Babies learn to talk by watching lips as well as listening to us talk. They’ll briefly look into our eyes, then drop the focus of the gaze to our mouths. They listen, and watch, and babble back to us. To call it babble diminishes what they are actually doing. They are practicing,

“Mama,” we say, and the babies watch our lips come together and open, twice. Nice move, the babies think. They go off and try it by themselves 100 times a day. It’s so much easier to learn when you can watch the moves as well as listen to the music. Imagine trying to learn the moonwalk from nothing but a written description.

I’m pretty sure that many of us still depend on watching other peoples’ lips more than we realize.
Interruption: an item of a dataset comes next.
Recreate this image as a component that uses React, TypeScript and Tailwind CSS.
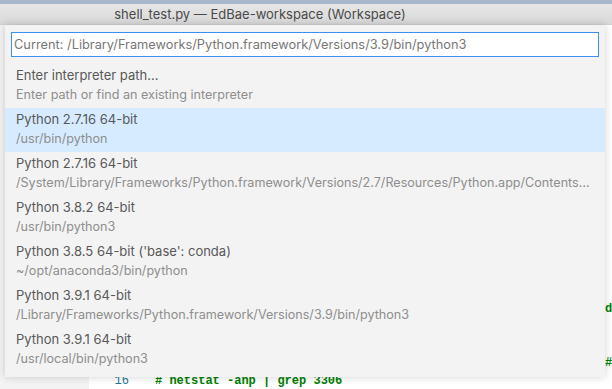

You can learn a lot about me by looking into my eyes as we talk, but eyes give us more of the overall or general sense of who that person is. Smart, disingenuous, generous, empathetic, narcissistic, fearful, distracted, dismissive, kind, or even crazy. Eyes just aren’t as labile as, well, lips.

Unless you are a TV presenter or an actor, your mouth and lips telegraph a moment by moment reveal of what you are thinking and feeling, even if you’re not talking. Without much trouble you can probably describe and list 10-15 or so specific signs, like hieroglyphs, we make with our mouths and what each means. Call them mouth emojis. Or don’t, because I detest emojis. ;-&

I’ve made three trips out of the house this past 14 days since flying back from California. The first two were curbside pickups of a couple of staples like whole wheat flour from the Warner Public Market. I went open-faced on those two jaunts.

My last trip was just a few days ago, to the NH liquor store. Uh, just in case we run out of rubbing alcohol to make wipes, right?

I have become a little more concerned this past week that the virus might be able to hang around longer in confined air spaces than the experts tell us, suspended as an aerosol. So for the first time in my life, I wore a mask in public.

There were only two customers in the store. One of them, a man in his 50s, thickset, with an aggressive way of walking, passed me in the aisle. I looked up and caught his eye, the way I’m used to doing in public, a slight tip of the head and that tight, friendly pursed lip smile most of us use to acknowledge a stranger in passing. But he couldn’t read my lips through my mask.

The look he gave me back, which, alas, I could see all too well, was cold eyes and the very slight lift of his upper lip which I translate as disdain.

I felt a sudden jolt of anger. What does this guy know of me and what assumptions did he just lock into place as he passed me.

Thinking about it now, I realize that we’ve reached a point where a lot of people see mask wearers the same way they see Prius drivers. It’s political, is it not?

But it’s also more than that. Walking around in a mask actually gives me one notch of power above a person with an open face. I can read them, but they can’t read me.

That troubles me. I don’t really know what to do about it.